• [Problem to solve]
Find every line with the word "index" and give their count, nothing else.

• [Data extract]
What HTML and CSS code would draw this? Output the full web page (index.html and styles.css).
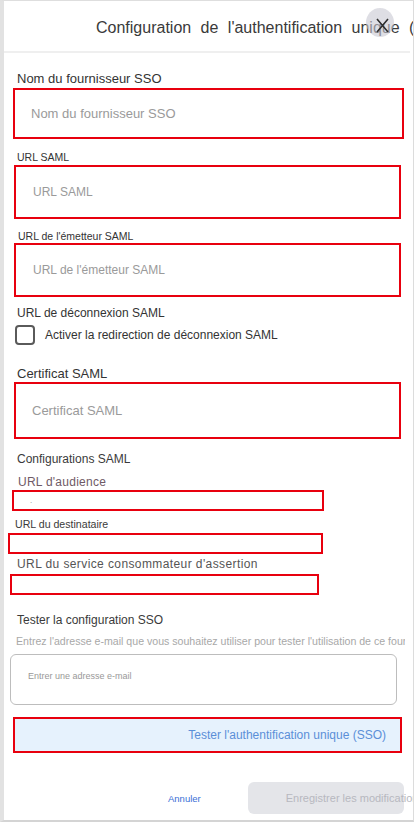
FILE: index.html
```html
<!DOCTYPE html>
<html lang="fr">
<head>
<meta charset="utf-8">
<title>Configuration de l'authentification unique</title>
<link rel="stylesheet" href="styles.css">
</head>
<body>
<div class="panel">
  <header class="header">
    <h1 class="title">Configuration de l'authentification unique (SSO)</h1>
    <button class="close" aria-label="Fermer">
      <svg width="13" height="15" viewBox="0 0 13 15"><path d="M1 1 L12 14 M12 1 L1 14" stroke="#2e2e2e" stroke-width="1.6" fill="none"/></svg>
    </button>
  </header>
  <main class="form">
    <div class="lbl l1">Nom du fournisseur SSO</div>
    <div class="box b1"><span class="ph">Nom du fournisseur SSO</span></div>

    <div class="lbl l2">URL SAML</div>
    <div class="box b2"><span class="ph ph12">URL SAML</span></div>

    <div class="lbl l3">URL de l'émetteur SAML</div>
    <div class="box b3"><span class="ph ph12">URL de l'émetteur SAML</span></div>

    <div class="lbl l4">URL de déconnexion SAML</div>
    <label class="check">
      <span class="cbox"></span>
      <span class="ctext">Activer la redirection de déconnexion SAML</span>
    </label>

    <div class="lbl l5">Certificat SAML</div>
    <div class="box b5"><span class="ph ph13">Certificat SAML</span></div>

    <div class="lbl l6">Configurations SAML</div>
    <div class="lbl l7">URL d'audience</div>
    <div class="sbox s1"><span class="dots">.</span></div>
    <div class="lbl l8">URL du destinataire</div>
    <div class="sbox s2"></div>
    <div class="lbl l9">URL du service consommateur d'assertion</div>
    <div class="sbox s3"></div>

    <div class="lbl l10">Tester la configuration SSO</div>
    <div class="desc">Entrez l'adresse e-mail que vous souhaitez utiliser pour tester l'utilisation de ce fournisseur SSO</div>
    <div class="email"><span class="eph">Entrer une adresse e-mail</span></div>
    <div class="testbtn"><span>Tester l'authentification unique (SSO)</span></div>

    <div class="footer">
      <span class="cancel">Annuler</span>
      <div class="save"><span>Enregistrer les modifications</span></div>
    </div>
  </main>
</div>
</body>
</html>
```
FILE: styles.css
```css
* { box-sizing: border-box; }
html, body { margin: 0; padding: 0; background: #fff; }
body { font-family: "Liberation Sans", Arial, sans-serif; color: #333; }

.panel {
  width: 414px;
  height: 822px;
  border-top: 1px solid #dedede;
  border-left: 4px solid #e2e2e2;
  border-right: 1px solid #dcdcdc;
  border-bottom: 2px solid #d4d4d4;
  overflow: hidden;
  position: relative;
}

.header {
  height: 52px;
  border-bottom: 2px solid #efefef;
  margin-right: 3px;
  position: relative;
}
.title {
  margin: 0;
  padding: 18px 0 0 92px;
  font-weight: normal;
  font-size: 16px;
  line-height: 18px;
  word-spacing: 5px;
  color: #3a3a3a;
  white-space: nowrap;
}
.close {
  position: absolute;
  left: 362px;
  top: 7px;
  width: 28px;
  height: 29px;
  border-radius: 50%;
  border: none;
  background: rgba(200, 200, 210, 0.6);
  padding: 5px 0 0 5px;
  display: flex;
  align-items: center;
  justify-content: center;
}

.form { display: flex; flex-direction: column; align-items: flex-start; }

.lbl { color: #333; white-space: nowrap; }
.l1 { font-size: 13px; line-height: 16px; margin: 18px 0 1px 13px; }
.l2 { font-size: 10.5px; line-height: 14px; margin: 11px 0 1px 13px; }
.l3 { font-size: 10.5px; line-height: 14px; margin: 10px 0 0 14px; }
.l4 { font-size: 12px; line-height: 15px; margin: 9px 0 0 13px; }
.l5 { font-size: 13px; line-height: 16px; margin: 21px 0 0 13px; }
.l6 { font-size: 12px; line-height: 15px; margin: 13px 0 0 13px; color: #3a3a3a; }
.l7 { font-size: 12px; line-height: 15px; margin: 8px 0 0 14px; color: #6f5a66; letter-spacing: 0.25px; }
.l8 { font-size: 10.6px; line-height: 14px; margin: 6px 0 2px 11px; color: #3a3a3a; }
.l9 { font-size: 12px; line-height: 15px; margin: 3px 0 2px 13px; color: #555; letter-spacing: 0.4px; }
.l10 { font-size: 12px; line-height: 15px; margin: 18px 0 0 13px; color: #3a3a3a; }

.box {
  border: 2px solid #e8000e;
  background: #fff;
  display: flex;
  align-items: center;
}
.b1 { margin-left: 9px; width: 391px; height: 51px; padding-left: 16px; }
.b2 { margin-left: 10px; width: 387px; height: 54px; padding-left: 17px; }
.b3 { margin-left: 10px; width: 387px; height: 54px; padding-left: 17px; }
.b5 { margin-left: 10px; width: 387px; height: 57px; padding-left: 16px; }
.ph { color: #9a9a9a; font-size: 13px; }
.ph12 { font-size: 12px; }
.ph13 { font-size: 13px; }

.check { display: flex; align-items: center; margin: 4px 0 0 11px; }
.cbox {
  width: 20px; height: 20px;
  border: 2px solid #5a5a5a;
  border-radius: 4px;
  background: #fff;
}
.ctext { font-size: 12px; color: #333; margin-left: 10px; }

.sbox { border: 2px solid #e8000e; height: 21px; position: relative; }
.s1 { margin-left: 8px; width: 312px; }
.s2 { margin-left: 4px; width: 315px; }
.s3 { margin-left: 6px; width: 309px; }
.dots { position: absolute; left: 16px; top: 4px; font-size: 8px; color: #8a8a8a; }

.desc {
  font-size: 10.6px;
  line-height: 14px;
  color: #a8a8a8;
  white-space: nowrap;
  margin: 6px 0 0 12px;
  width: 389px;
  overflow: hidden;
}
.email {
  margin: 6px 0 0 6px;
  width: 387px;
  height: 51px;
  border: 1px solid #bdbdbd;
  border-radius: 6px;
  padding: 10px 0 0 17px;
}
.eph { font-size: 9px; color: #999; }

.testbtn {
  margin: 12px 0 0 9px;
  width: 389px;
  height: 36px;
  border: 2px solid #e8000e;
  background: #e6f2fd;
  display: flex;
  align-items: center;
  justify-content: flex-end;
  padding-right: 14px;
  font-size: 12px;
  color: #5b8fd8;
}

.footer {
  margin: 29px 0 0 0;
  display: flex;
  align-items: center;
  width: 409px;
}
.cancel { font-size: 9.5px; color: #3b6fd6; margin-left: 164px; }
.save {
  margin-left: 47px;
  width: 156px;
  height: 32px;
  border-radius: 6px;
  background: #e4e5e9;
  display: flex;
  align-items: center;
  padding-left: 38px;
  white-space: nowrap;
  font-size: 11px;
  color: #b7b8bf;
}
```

• [Solution]
2